I’ve been going nuts trying to find the Orwell quote about poverty, rewarding/treating oneself and food. I had it printed out above my desk about five years ago. I thought it would answer the OP perfectly, but damned if I can find the quote… Still searching.
Edited to add: I had a semi-shitty day at work. I’m having some rye and potato chips for dinner. Healthy, much? But I “deserved” it because management are conniving bitches. I’m fat. I should be eating grilled salmon, asparagus and salmon, with sparkling mineral water for my dinner tonight.
But I’m not. I’m tired, pissed-off, and in need of instant solace.
The claim that carbs are super fattening seems doubtful to me. I’m a big fat slob at the momement - I have binge eating disorder and live on high fat junk food.

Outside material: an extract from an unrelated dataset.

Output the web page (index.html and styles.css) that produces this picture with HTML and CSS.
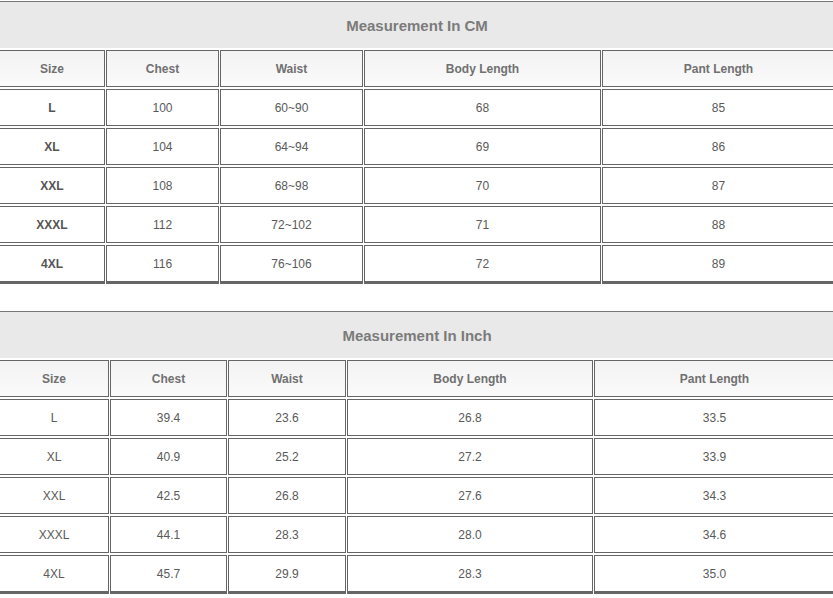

But a few years ago I ate mostly potatoes cooked in the microwave oven, and bread rolls. A lot of them too - up to 10 potatoes a day. At that time I weighed 30kg (66 pounds) less than I do now.
I did not start to gain weight until I gave up my potatoes and bread lifestyle.

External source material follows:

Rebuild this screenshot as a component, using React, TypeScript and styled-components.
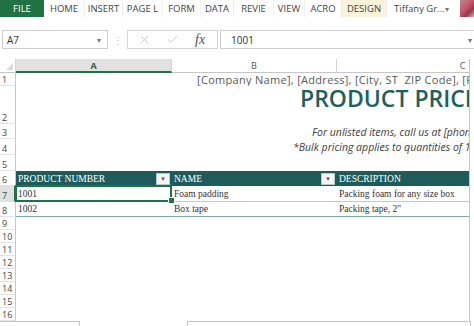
import styled, { createGlobalStyle } from "styled-components";
import { X, Check } from "lucide-react";

const GlobalStyle = createGlobalStyle`
  html, body {
    margin: 0;
    padding: 0;
    background: #ffffff;
    overflow: hidden;
  }
`;

const TEAL = "#1e5c5c";
const GREEN = "#217346";

const tabs = [
  { label: "HOME", w: 41 },
  { label: "INSERT", w: 38 },
  { label: "PAGE L", w: 40 },
  { label: "FORM", w: 38 },
  { label: "DATA", w: 33 },
  { label: "REVIE", w: 40 },
  { label: "VIEW", w: 31 },
  { label: "ACRO", w: 37 },
  { label: "DESIGN", w: 45, active: true },
];

const rowHeights = [13, 38, 15, 16, 16, 15, 16, 15, 13, 13, 13, 13, 13, 13, 13, 13];

export default function App() {
  return (
    <Screen>
      <GlobalStyle />
      <Ribbon>
        <FileTab>FILE</FileTab>
        {tabs.map((t) => (
          <Tab key={t.label} $w={t.w} $active={t.active}>
            {t.label}
          </Tab>
        ))}
        <UserName>Tiffany Gr...</UserName>
        <SmallArrow>▾</SmallArrow>
        <Avatar />
      </Ribbon>

      <FormulaRow>
        <NameBox>
          <span>A7</span>
          <SmallArrow>▾</SmallArrow>
        </NameBox>
        <Dots>⋮</Dots>
        <ButtonBox>
          <X size={13} strokeWidth={1.3} color="#b8b8b8" />
          <Check size={13} strokeWidth={1.3} color="#b8b8b8" />
          <Fx>fx</Fx>
        </ButtonBox>
        <FormulaInput>
          <span>1001</span>
          <SmallArrow>▾</SmallArrow>
        </FormulaInput>
      </FormulaRow>

      <SheetArea>
        <Sheet $rows={rowHeights}>
          <Corner />
          <ColHeader $selected>A</ColHeader>
          <ColHeader>B</ColHeader>
          <ColHeader>C</ColHeader>

          {rowHeights.map((_, i) => (
            <RowHeader key={i} style={{ gridRow: i + 2 }} $selected={i === 6}>
              {i + 1}
            </RowHeader>
          ))}

          <SpanCell style={{ gridRow: 2 }} $indent={181}>
            <CompanyLine>[Company Name], [Address], [City, ST&nbsp; ZIP Code], [Phone]</CompanyLine>
          </SpanCell>
          <SpanCell style={{ gridRow: 3 }} $indent={284} $align="start">
            <Title>PRODUCT PRICE LIST</Title>
          </SpanCell>
          <SpanCell style={{ gridRow: 4 }} $indent={296}>
            <Note>For unlisted items, call us at [phone]</Note>
          </SpanCell>
          <SpanCell style={{ gridRow: 5 }} $indent={277}>
            <Note>*Bulk pricing applies to quantities of 12</Note>
          </SpanCell>

          <HeadCell style={{ gridRow: 7 }}>
            PRODUCT NUMBER
            <FilterButton>▾</FilterButton>
          </HeadCell>
          <HeadCell style={{ gridRow: 7 }}>
            NAME
            <FilterButton>▾</FilterButton>
          </HeadCell>
          <HeadCell style={{ gridRow: 7 }}>DESCRIPTION</HeadCell>

          <DataCell style={{ gridRow: 8 }} $selected>1001</DataCell>
          <DataCell style={{ gridRow: 8 }}>Foam padding</DataCell>
          <DataCell style={{ gridRow: 8 }}>Packing foam for any size box</DataCell>

          <DataCell style={{ gridRow: 9 }} $last>1002</DataCell>
          <DataCell style={{ gridRow: 9 }} $last>Box tape</DataCell>
          <DataCell style={{ gridRow: 9 }} $last>Packing tape, 2"</DataCell>
        </Sheet>
        <VScroll />
      </SheetArea>

      <BottomBar>
        <SheetTabs />
        <HScroll />
      </BottomBar>
    </Screen>
  );
}

const Screen = styled.div`
  width: 474px;
  height: 326px;
  display: flex;
  flex-direction: column;
  background: #ffffff;
  overflow: hidden;
  font-family: "Open Sans", "Liberation Sans", sans-serif;
  color: #444444;
`;

const Ribbon = styled.div`
  height: 17px;
  display: flex;
  align-items: stretch;
  font-size: 9.5px;
  white-space: nowrap;
`;

const FileTab = styled.div`
  width: 44px;
  background: ${GREEN};
  color: #ffffff;
  display: flex;
  align-items: center;
  justify-content: center;
`;

const Tab = styled.div<{ $w: number; $active?: boolean }>`
  width: ${(p) => p.$w}px;
  display: flex;
  align-items: center;
  justify-content: center;
  border-right: 1px solid #f0f0f0;
  box-sizing: border-box;
  background: ${(p) => (p.$active ? "#fbf3d9" : "transparent")};
  color: #444444;
`;

const UserName = styled.div`
  margin-left: 7px;
  display: flex;
  align-items: center;
  color: #444444;
`;

const SmallArrow = styled.span`
  font-size: 8px;
  color: #777777;
  display: flex;
  align-items: center;
`;

const Avatar = styled.div`
  margin-left: auto;
  width: 14px;
  background: linear-gradient(135deg, #b88a8f 0%, #c9536b 45%, #8e3a4c 70%, #d9b0b4 100%);
`;

const FormulaRow = styled.div`
  margin-top: 13px;
  height: 19px;
  display: flex;
  align-items: stretch;
  font-size: 10px;
`;

const NameBox = styled.div`
  margin-left: 2px;
  width: 106px;
  box-sizing: border-box;
  border: 1px solid #cfcfcf;
  display: flex;
  align-items: center;
  justify-content: space-between;
  padding: 0 6px 0 4px;
  color: #333333;
`;

const Dots = styled.div`
  width: 19px;
  display: flex;
  align-items: center;
  justify-content: center;
  color: #bbbbbb;
  font-size: 10px;
`;

const ButtonBox = styled.div`
  width: 91px;
  box-sizing: border-box;
  border: 1px solid #d6d6d6;
  display: flex;
  align-items: center;
  justify-content: space-around;
  padding: 0 4px 0 2px;
`;

const Fx = styled.span`
  font-family: "Liberation Serif", serif;
  font-style: italic;
  font-size: 14px;
  color: #555555;
`;

const FormulaInput = styled.div`
  flex: 1;
  margin-left: 2px;
  box-sizing: border-box;
  border: 1px solid #cfcfcf;
  border-right: none;
  display: flex;
  align-items: center;
  justify-content: space-between;
  padding: 0 2px 0 10px;
  color: #333333;
`;

const SheetArea = styled.div`
  margin-top: 10px;
  height: 262px;
  display: flex;
`;

const Sheet = styled.div<{ $rows: number[] }>`
  width: 469px;
  overflow: hidden;
  display: grid;
  grid-template-columns: 16px 156px 165px 252px;
  grid-template-rows: 14px ${(p) => p.$rows.map((h) => `${h}px`).join(" ")};
  grid-auto-flow: column dense;
`;

const VScroll = styled.div`
  flex: 1;
  border-left: 1px solid #c6c6c6;
`;

const Corner = styled.div`
  grid-row: 1;
  grid-column: 1;
  border-right: 1px solid #d4d4d4;
  border-bottom: 1px solid #c6c6c6;
  position: relative;
  &::after {
    content: "";
    position: absolute;
    right: 2px;
    bottom: 2px;
    border-left: 7px solid transparent;
    border-bottom: 7px solid #dcdcdc;
  }
`;

const ColHeader = styled.div<{ $selected?: boolean }>`
  grid-row: 1;
  display: flex;
  align-items: center;
  justify-content: center;
  font-size: 9px;
  color: ${(p) => (p.$selected ? "#2b5f3f" : "#555555")};
  font-weight: ${(p) => (p.$selected ? 700 : 400)};
  background: ${(p) => (p.$selected ? "#e1e1e1" : "#ffffff")};
  border-right: 1px solid #d4d4d4;
  border-bottom: ${(p) => (p.$selected ? `2px solid ${GREEN}` : "1px solid #c6c6c6")};
  box-sizing: border-box;
`;

const RowHeader = styled.div<{ $selected?: boolean }>`
  grid-column: 1;
  display: flex;
  align-items: flex-end;
  padding-left: 2px;
  font-size: 9px;
  line-height: 11px;
  color: ${(p) => (p.$selected ? "#2b5f3f" : "#444444")};
  background: ${(p) => (p.$selected ? "#e1e1e1" : "#ffffff")};
  border-right: ${(p) => (p.$selected ? `2px solid ${GREEN}` : "1px solid #c6c6c6")};
  border-bottom: 1px solid #e2e2e2;
  box-sizing: border-box;
`;

const SpanCell = styled.div<{ $indent: number; $align?: string }>`
  grid-column: 2 / -1;
  display: flex;
  align-items: ${(p) => (p.$align === "start" ? "flex-start" : "center")};
  padding-left: ${(p) => p.$indent}px;
  white-space: nowrap;
  overflow: hidden;
  min-width: 0;
`;

const CompanyLine = styled.span`
  font-size: 11px;
  letter-spacing: 0.3px;
  color: #595959;
`;

const Title = styled.span`
  font-size: 23px;
  line-height: 24px;
  font-weight: 600;
  letter-spacing: 0;
  color: #1f5f5f;
`;

const Note = styled.span`
  font-size: 10.5px;
  font-style: italic;
  color: #404040;
`;

const HeadCell = styled.div`
  background: ${TEAL};
  color: #ffffff;
  font-family: "Liberation Serif", "DejaVu Serif", serif;
  font-size: 9.5px;
  display: flex;
  align-items: center;
  justify-content: space-between;
  padding: 0 2px 0 2px;
  white-space: nowrap;
`;

const FilterButton = styled.span`
  width: 12px;
  height: 10px;
  background: #f4f4f4;
  border: 1px solid #b8c8c8;
  color: #555555;
  font-size: 7px;
  display: flex;
  align-items: center;
  justify-content: center;
  font-family: "DejaVu Sans", sans-serif;
`;

const DataCell = styled.div<{ $selected?: boolean; $last?: boolean }>`
  position: relative;
  font-family: "Liberation Serif", "DejaVu Serif", serif;
  font-size: 9.5px;
  color: #333333;
  display: flex;
  align-items: center;
  padding-left: 2px;
  white-space: nowrap;
  border-bottom: 1px solid ${(p) => (p.$last ? "#7fa7a7" : "#b9cfcf")};
  ${(p) =>
    p.$selected &&
    `
    &::before {
      content: "";
      position: absolute;
      inset: -1px 0 -1px -1px;
      border: 2px solid ${GREEN};
    }
    &::after {
      content: "";
      position: absolute;
      right: -3px;
      bottom: -3px;
      width: 5px;
      height: 5px;
      background: ${GREEN};
      border: 1px solid #ffffff;
      z-index: 1;
    }
  `}
`;

const BottomBar = styled.div`
  height: 5px;
  display: flex;
`;

const SheetTabs = styled.div`
  width: 79px;
  border-top: 1px solid #c6c6c6;
  border-right: 1px solid #c6c6c6;
`;

const HScroll = styled.div`
  margin-left: 107px;
  width: 282px;
  border-top: 1px solid #c6c6c6;
  border-left: 1px solid #c6c6c6;
  border-right: 1px solid #c6c6c6;
`;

Which parts of the country do you mean? Every MA city I’ve ever lived in has had multiple supermarkets, so I’m having a little trouble picturing this. Are we just talking about great big cities like LA and NYC, or much smaller ones too?
Detroit, as one example, didn’t have groceries stores for years. They still might not. I remember that at one point they were down to a single 7/11 - if you wanted groceries you had to shop in a different city, which meant you needed transportation to that other city.
Detroit is an extreme, but inner city ghettos frequently don’t have proper grocery stores.
That’s because there is no such thing as “baby carrots”. You’re paying a premium for peeled, chopped carrots. Just buy the whole ones next time and they will be cheaper than McDonald’s.
Strange. Google Maps shows me lots of groceries. The Yellow Pages also shows me tons of groceries in Detroit. I see lots of Kroger. Isn’t that a big chain?